Originally published in 2007 by NeWest Press, The Bone Cage by Angie Abdou is currently a contender for CBC Canada Reads. I love that Canada Reads exposes me to authors and books that I wouldn’t have initially picked out — such as The Bone Cage. But the opening chapter drew me in as I relived the sensations of being on a swim team (and I was a lifeguard too).
Digger, an 85 kilo wrestler, and Sadie, a 26-year-old speed swimmer, stand on the verge of realizing every athlete’s dream—winning a gold medal at the Olympics. Both athletes are nearing the end of their careers, and are forced to confront the question: what happens to athletes when their bodies are too worn to compete?
The blossoming relationship between Digger and Sadie is tested in the intense months leading up to the Olympics, as demanding training schedules, divided loyalties, and unpredicted obstacles take their draining toll. The Olympics, as both of them are painfully aware, will be the realization or the end of a life’s dream.
I really liked how the characters were established independently in alternating chapters. At one point I found myself wondering if they ever meet, but I was glad that Angie Abdou waited so long to introduce them to each other.

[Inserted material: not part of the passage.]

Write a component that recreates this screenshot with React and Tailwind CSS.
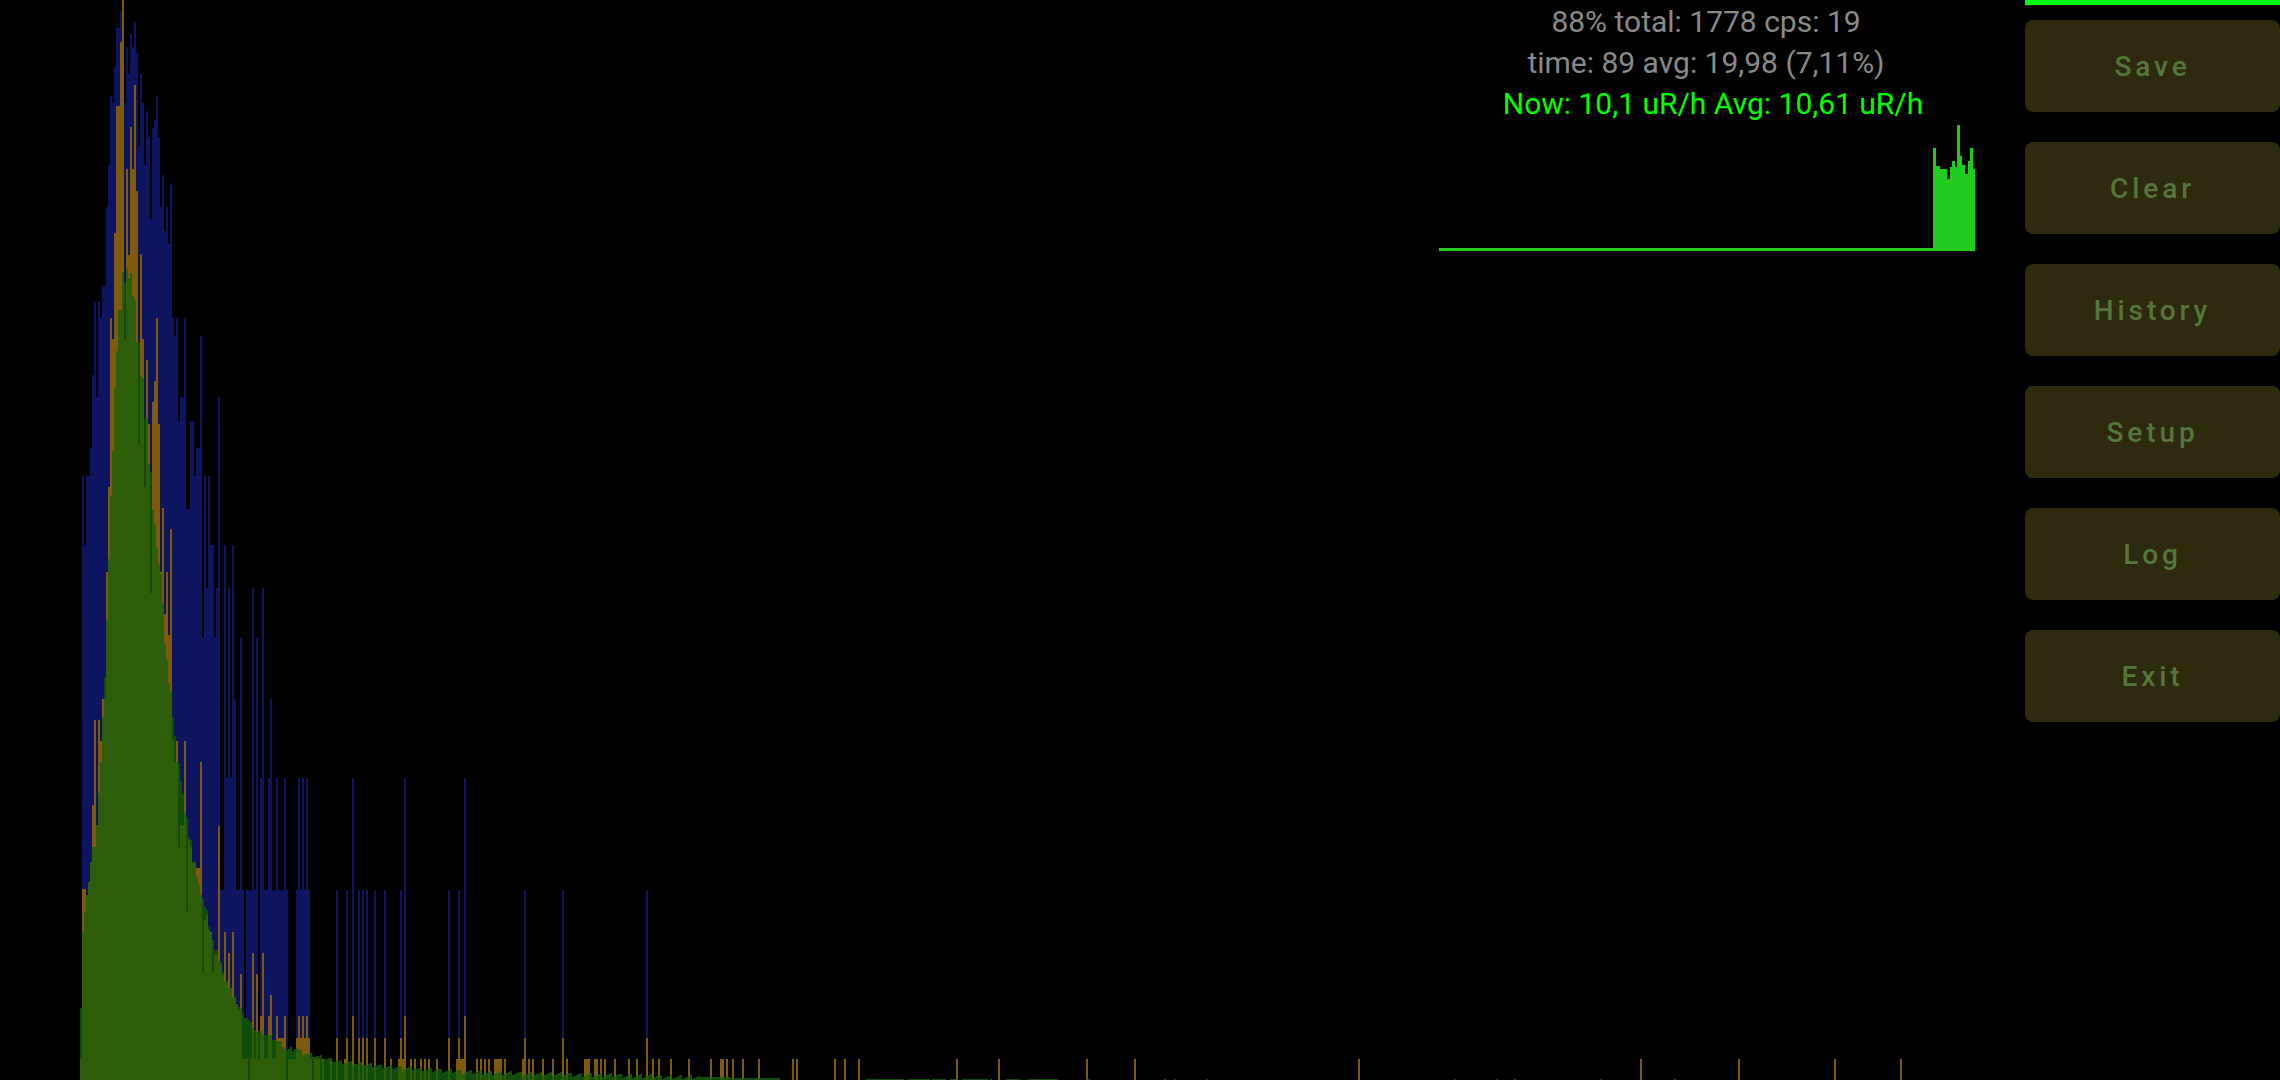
import React from 'react';

const BOTTOM = 1080;
const BLUE_C = '#0e1560';
const ORANGE_C = '#7f5a0e';
const OLIVE_C = '#2e5e0a';
const DARK_C = '#124e0b';

// column tops read off the picture, one value per 2px column
const blueStart = 82;
const blueTops = [476, 545, 476, 476, 448, 375, 302, 397, 302, 318, 286, 286, 207, 165, 96, 103, 67, 28, 28, 11, 0, 103, 47, 74, 34, 47, 22, 53, 146, 74, 103, 165, 111, 137, 219, 128, 120, 96, 137, 207, 175, 231, 207, 244, 185, 318, 336, 318, 421, 397, 397, 318, 509, 509, 421, 421, 476, 448, 448, 336, 638, 476, 588, 476, 545, 545, 638, 588, 397, 890, 890, 545, 778, 588, 778, 545, 699];

const orangeStart = 80;
const orangeTops = [1059, 889, 889, 895, 882, 862, 805, 720, 825, 720, 741, 699, 699, 572, 487, 318, 339, 233, 106, 106, 42, 0, 339, 169, 255, 127, 169, 85, 191, 445, 254, 339, 487, 360, 424, 593, 402, 381, 318, 424, 572, 508, 614, 572, 635, 529, 741, 762, 741, 847, 825, 825, 741, 911, 840, 847, 862, 862, 868, 868, 762, 973, 920, 915, 930, 932, 973, 955, 955, 826, 965, 975, 932, 981, 953, 988, 932, 997, 1004, 1010];

const greenStart = 80;
const greenTops = [1008, 932, 912, 895, 882, 862, 847, 847, 825, 793, 762, 717, 677, 619, 559, 496, 451, 388, 351, 310, 310, 272, 283, 268, 278, 273, 296, 300, 342, 342, 376, 378, 419, 419, 464, 472, 510, 524, 548, 564, 574, 603, 644, 660, 683, 691, 717, 736, 762, 763, 781, 793, 812, 817, 837, 840, 862, 862, 877, 884, 895, 899, 907, 910, 927, 932, 940, 951, 950, 961, 962, 972, 981, 981, 988, 988, 997, 997, 1004, 1007, 1008, 1013, 1018];

// green tail: x, top
const greenTail = [[246, 1018], [256, 1032], [262, 1033], [270, 1037], [280, 1043], [286, 1050], [296, 1048], [300, 1052], [310, 1055], [320, 1057], [330, 1060], [340, 1062], [350, 1063], [370, 1065], [390, 1067], [410, 1068], [430, 1070], [450, 1071], [470, 1072], [500, 1073], [540, 1074], [600, 1075], [680, 1077], [780, 1078]];

const blueSpikes = { 240: 638, 252: 588, 256: 638, 260: 778, 262: 588, 268: 778, 270: 699, 276: 778, 284: 778, 298: 778, 302: 778, 306: 778, 352: 778, 404: 778, 464: 778 };
const blueFlat = [336, 346, 358, 362, 366, 374, 384, 400, 448, 458, 524, 562, 646];

const orange1038 = [336, 346, 358, 362, 366, 374, 384, 400, 448, 458, 524, 562, 646, 278, 280, 282, 286, 296, 300, 304, 308];
const orangeSpikes = { 240: 974, 252: 953, 256: 974, 260: 1016, 262: 953, 268: 1016, 270: 995, 276: 1016, 284: 1016, 298: 1016, 302: 1016, 306: 1016, 352: 1016, 404: 1016, 464: 1016 };
const orange1059 = [330, 344, 390, 398, 402, 410, 414, 420, 424, 428, 436, 456, 460, 462, 476, 480, 484, 488, 494, 496, 498, 500, 504, 522, 528, 532, 542, 552, 566, 584, 586, 588, 594, 596, 600, 604, 614, 628, 636, 652, 658, 670, 688, 710, 720, 722, 726, 732, 742, 758, 792, 796, 834, 844, 858, 956, 998, 1086, 1134, 1358, 1640, 1738, 1834, 1900];
const noOrange = [248, 286, 312, 320, 324];

const sparseGreen = [[866, 903], [907, 928], [932, 945], [949, 957], [961, 986], [990, 990], [1006, 1019], [1027, 1056], [1085, 1089], [1164, 1164], [1174, 1174], [1206, 1206], [1454, 1454], [1467, 1467], [1475, 1475], [1496, 1496], [1514, 1514], [1587, 1587], [1600, 1600], [1625, 1625], [1647, 1647], [1674, 1674], [1749, 1749], [1767, 1767]];

function tailGreen(x) {
  for (let i = 0; i < greenTail.length - 1; i++) {
    const [x0, y0] = greenTail[i];
    const [x1, y1] = greenTail[i + 1];
    if (x >= x0 && x < x1) {
      const y = y0 + ((y1 - y0) * (x - x0)) / (x1 - x0);
      const jitter = x < 700 ? ((x * 7) % 5) - 2 : (x * 3) % 2;
      return Math.min(1079, Math.round(y + jitter));
    }
  }
  return null;
}

function buildColumns() {
  const cols = [];
  for (let x = 80; x <= 1902; x += 2) {
    let b = null;
    let o = null;
    let g = null;

    const bi = (x - blueStart) / 2;
    if (bi >= 0 && bi < blueTops.length) b = blueTops[bi];
    if (x >= 236 && x <= 286 && x !== 244 && x !== 258) b = 890;
    if (x >= 296 && x <= 308) b = 890;
    if (blueFlat.includes(x)) b = 890;
    if (blueSpikes[x]) b = blueSpikes[x];

    const oi = (x - orangeStart) / 2;
    if (oi >= 0 && oi < orangeTops.length) o = orangeTops[oi];
    else if (x < 326) o = 1059;
    if (orange1059.includes(x)) o = 1059;
    if (orange1038.includes(x)) o = 1038;
    if (orangeSpikes[x]) o = orangeSpikes[x];
    if (noOrange.includes(x)) o = null;

    const gi = (x - greenStart) / 2;
    if (gi < greenTops.length) g = greenTops[gi];
    else if (x < 866) g = tailGreen(x);
    if (sparseGreen.some(([a, c]) => x >= a && x <= c)) g = 1079;

    cols.push({ x, b, o, g });
  }
  return cols;
}

function Histogram() {
  const cols = buildColumns();
  return (
    <svg width="2025" height="1080" className="block [grid-area:1/1]" shapeRendering="crispEdges">
      {cols.map(({ x, b, o, g }) => (
        <g key={x}>
          {b !== null && <rect x={x} y={b} width="2" height={BOTTOM - b} fill={BLUE_C} />}
          {o !== null && <rect x={x} y={o} width="2" height={BOTTOM - o} fill={ORANGE_C} />}
          {g !== null && <rect x={x} y={g} width="2" height={BOTTOM - g} fill={DARK_C} />}
          {g !== null && o !== null && (
            <rect x={x} y={Math.max(g, o)} width="2" height={BOTTOM - Math.max(g, o)} fill={OLIVE_C} />
          )}
        </g>
      ))}
    </svg>
  );
}

// small dose-rate graph, 536 wide, bars start at 494
const sparkPoints = '0,124 494,124 494,24 497,24 497,42 501,42 501,45 508,45 508,55 511,55 511,43 513,43 513,37 516,37 516,43 518,43 518,1 521,1 521,32 523,32 523,41 526,41 526,50 529,50 529,37 531,37 531,24 534,24 534,45 536,45 536,127 0,127';

function Spark() {
  return (
    <svg width="536" height="127" className="block">
      <polygon points={sparkPoints} fill="#20cc20" />
    </svg>
  );
}

const buttons = ['Save', 'Clear', 'History', 'Setup', 'Log', 'Exit'];

export default function App() {
  return (
    <div className="flex h-[1080px] w-[2280px] overflow-hidden bg-black font-['Roboto',sans-serif]">
      <div className="grid w-[2025px] shrink-0">
        <Histogram />
        <div className="flex justify-end pr-[50px] [grid-area:1/1]">
          <div className="w-[536px] pt-px">
            <div className="pr-[2px] text-center text-[30px] leading-[41px] whitespace-nowrap">
              <div className="text-[#8a8a8a]">88% total: 1778 cps: 19</div>
              <div className="text-[#8a8a8a]">time: 89 avg: 19,98 (7,11%)</div>
              <div className="pl-[14px] text-[#00ff00]">Now: 10,1 uR/h Avg: 10,61 uR/h</div>
            </div>
            <Spark />
          </div>
        </div>
      </div>
      <div className="flex flex-1 flex-col">
        <div className="h-[5px] bg-[#00ff00]" />
        <div className="mt-[15px] flex flex-col gap-[30px]">
          {buttons.map((label) => (
            <button
              key={label}
              className="flex h-[92px] items-center justify-center rounded-lg bg-[#2e2a0e] pt-0.5 text-[28px] font-medium tracking-[3.9px] text-[#55773a]"
            >
              {label}
            </button>
          ))}
        </div>
      </div>
    </div>
  );
}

Abdou’s imagery and writing was perfect; succinct but illustrative with the right balance of narrative and description. It never felt over-written but never left me creating details myself. I particularly enjoyed the reminiscing thoughts of the chlorine-smell ‘whoosh’ when you spend so much time at the pool. It sounds weird, but I really miss the smell.

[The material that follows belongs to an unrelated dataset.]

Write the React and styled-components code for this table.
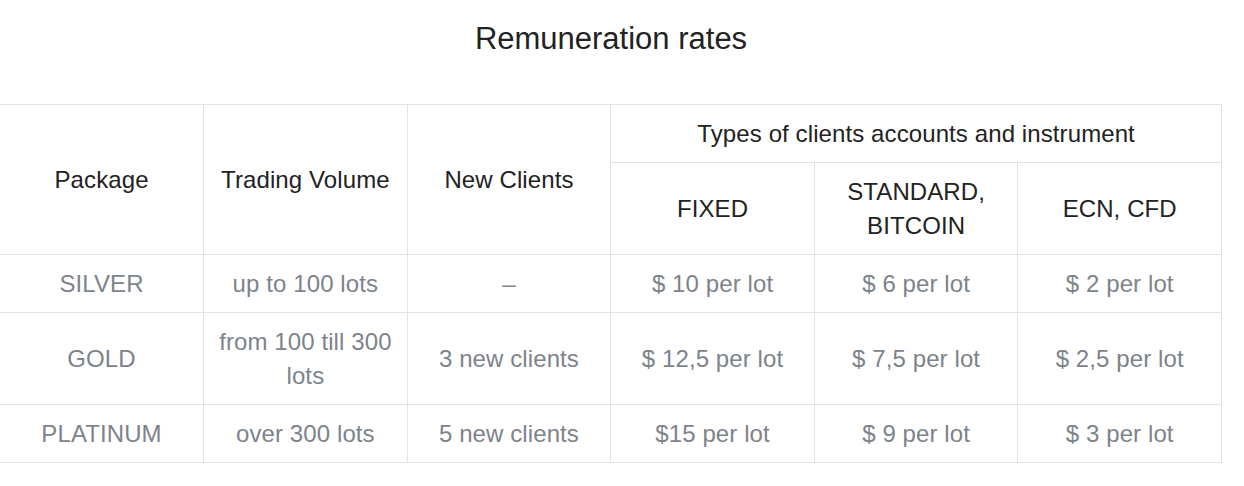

Digger and Sadie are both preparing for the 2000 Summer Olympics in Sydney and the book really captured the feeling of years of training for a slim, quick shot. Sadie begins to question and wonder if it’s worth it—has she thrown away her life and what’s the point if she doesn’t take gold at the Olympics?

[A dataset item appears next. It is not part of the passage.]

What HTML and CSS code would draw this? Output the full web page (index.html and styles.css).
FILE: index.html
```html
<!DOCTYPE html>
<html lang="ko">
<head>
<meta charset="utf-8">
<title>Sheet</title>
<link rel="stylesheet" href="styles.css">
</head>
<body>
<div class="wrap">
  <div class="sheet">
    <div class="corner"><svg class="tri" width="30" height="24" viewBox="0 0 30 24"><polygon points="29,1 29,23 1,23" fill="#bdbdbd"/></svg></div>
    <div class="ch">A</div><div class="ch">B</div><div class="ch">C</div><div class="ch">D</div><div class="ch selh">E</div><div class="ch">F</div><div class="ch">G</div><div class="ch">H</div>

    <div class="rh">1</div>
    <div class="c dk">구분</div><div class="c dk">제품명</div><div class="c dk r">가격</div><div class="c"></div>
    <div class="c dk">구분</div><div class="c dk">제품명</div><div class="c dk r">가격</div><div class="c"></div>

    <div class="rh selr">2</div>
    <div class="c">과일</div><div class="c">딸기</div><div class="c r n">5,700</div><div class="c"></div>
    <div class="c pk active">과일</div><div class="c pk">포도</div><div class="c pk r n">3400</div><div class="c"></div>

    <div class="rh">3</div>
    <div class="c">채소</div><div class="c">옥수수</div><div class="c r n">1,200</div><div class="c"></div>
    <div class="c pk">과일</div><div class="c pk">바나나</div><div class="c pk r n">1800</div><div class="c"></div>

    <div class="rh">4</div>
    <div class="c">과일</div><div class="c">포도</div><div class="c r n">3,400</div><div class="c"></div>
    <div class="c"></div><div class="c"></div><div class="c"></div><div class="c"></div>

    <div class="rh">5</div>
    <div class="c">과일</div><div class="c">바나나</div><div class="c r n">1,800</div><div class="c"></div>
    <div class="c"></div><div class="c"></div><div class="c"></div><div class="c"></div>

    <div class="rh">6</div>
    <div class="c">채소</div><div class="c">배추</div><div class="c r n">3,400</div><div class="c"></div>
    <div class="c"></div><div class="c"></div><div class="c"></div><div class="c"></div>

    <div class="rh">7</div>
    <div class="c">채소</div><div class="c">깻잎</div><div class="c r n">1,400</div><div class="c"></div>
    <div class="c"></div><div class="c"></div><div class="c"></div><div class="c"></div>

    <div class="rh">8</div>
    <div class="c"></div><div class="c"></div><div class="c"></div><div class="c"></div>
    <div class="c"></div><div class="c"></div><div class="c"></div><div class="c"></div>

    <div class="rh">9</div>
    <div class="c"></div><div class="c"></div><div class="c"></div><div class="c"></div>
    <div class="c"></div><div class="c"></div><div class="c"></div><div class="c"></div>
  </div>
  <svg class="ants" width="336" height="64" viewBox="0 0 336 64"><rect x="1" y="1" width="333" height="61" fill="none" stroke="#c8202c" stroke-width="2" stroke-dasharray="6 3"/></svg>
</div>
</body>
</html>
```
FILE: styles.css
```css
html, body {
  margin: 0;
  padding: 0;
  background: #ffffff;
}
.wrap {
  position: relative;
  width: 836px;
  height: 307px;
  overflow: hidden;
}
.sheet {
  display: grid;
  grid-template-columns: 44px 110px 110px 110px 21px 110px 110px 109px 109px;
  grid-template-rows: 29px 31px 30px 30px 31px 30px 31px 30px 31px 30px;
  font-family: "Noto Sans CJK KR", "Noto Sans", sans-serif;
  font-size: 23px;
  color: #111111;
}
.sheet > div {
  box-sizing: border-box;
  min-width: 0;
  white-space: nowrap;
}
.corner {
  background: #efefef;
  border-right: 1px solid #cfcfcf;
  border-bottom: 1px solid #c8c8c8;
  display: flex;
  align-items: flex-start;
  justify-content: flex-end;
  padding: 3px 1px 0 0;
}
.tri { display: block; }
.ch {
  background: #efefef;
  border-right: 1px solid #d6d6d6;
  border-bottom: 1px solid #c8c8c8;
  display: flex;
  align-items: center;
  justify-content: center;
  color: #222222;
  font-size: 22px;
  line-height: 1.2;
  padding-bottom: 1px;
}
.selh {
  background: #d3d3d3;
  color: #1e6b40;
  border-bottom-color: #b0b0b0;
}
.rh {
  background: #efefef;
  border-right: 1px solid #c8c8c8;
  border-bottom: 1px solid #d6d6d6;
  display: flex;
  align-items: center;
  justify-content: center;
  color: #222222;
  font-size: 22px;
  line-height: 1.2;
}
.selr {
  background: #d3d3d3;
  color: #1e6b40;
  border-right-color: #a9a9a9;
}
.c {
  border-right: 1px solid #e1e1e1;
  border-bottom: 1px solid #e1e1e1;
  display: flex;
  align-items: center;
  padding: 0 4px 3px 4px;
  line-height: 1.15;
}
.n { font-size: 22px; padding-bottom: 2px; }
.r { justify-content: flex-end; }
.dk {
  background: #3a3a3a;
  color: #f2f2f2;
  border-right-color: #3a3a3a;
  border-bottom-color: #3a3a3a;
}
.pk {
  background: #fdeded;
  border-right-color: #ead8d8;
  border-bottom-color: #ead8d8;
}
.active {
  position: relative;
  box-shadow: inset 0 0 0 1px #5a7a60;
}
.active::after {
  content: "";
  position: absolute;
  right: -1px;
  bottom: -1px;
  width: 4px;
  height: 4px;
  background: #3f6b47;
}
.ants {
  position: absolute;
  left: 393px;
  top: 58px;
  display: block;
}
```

I found the entire book very enlightening to the athletic mentality as well as the aftermath. I also think the title of the book is absolutely perfect— for athletes, their bodies are just a bone cage being rattled, stretched, tested, and sometimes broken. I also realized that not all athletes who train will go to the Olympics— they train together, pace and test each other, but sometimes one athlete will make it to the Olympics while their teammate will not. It’s a disquieting fact and very acutely and emotionally written in The Bone Cage.
The Bone Cage is well-written with strong main characters and well-developed secondary characters too. You are drawn into both sports with crafted prose and kept afloat with minimal sports jargon. It is a memorable story and I was thoroughly satisfied with the ending (no spoilers). When I read the last chapter and realized that was the ending, I initially thought I’d be upset, but as I let it resonate and sit with me for a few minutes, I realized it was a great way to end.
I think it has a strong shot for CBC’s Canada Reads and am looking forward to hearing it debated — especially as we come to the one-year anniversary of the Vancouver 2010 Winter Olympics.